Size 1 is for truly small handwriting—like, narrow rulings seem big to you.
Size 3 is for handwriting "on the small side," but not extremely.
Size 5 is for handwriting "on the large side," but not extremely.
Size 7 is for unusually large handwriting. (We bet the kid-writing example used this.)
Draw helplines? We recommend this box be CHECKED. For one thing, people usually have lines to write on anyway.

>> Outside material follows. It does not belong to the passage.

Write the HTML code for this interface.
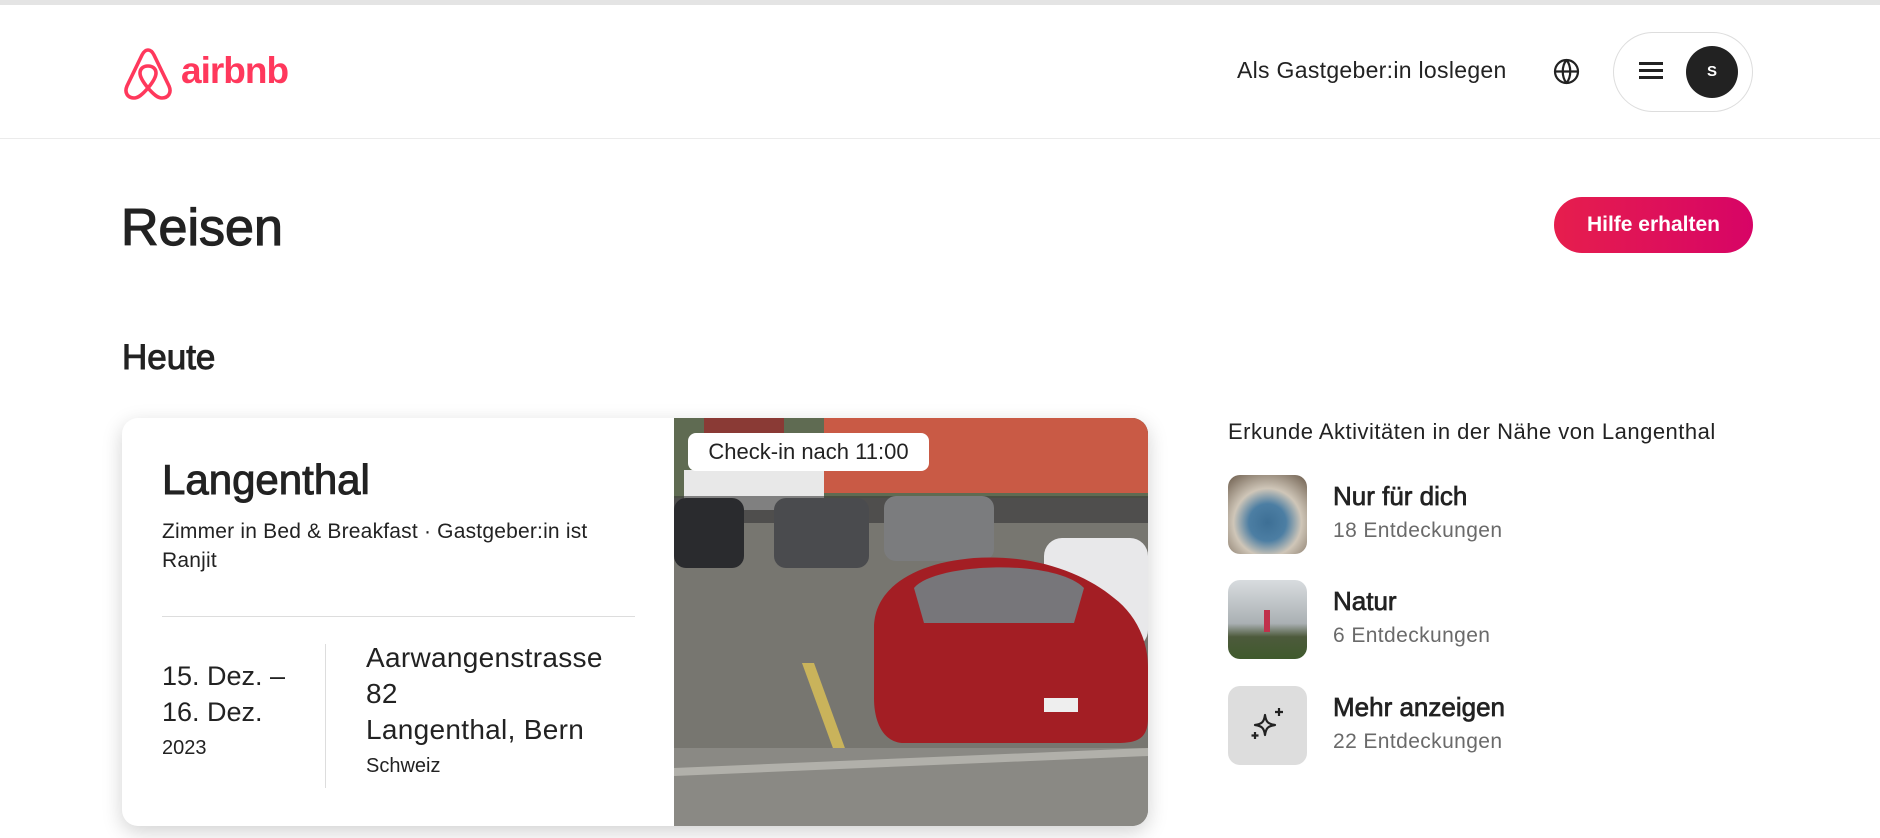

But mostly, you want to have some way of keeping everything lined up—and if you can't see the baseline, your letters may bob up and down in the scan (fixable afterwards, but it's more work). 
Characters as background? We recommend this box be UNCHECKED. If you check it, each box's glyph is "watermarked" inside the box—and aside from confusing us in our journey, we didn't trust the printed glyphs not to interfere with the scan.


Step 5: While You're Printing Templates, Print a Couple Extras

You're not going to get it right by hand on the first try. Well, actually, you could get it right on the first try—we don't want to dim your shine—but you probably shouldn't even if you could. It'll look cleaner and more confident after a practice run.


Here's the best stuff made for writing by hand.
(Or practicing your "natural font skills.")


It's surprisingly weird-feeling to write characters and punctuation one by one, alone in their boxes. For one thing, you get some kindergarten déjà vu. For another thing, we always write in chunks (words, sentences, and so on) and don't think much about letters. 

In the middle of the process, you might doubt it'll still look like your handwriting once it's assembled—but our money says you'll be pleasantly surprised.


Step 6: Hand-Fill Your Template Page(s)

This step mostly explains itself when you have the printed page(s) in front of you. The only advice we'll add here: if possible, you should use a soft-tipped pen or marker, no matter how fine or broad, so that the ink is dark and fully legible.

With a ballpoint or other extra-fine pen, there's a hazard that your lines will be too light and thin, and that the scan won't fully grab them. The compromise: use your normal pen(cil) to fill out the template, then come back and trace over your letters with more ink.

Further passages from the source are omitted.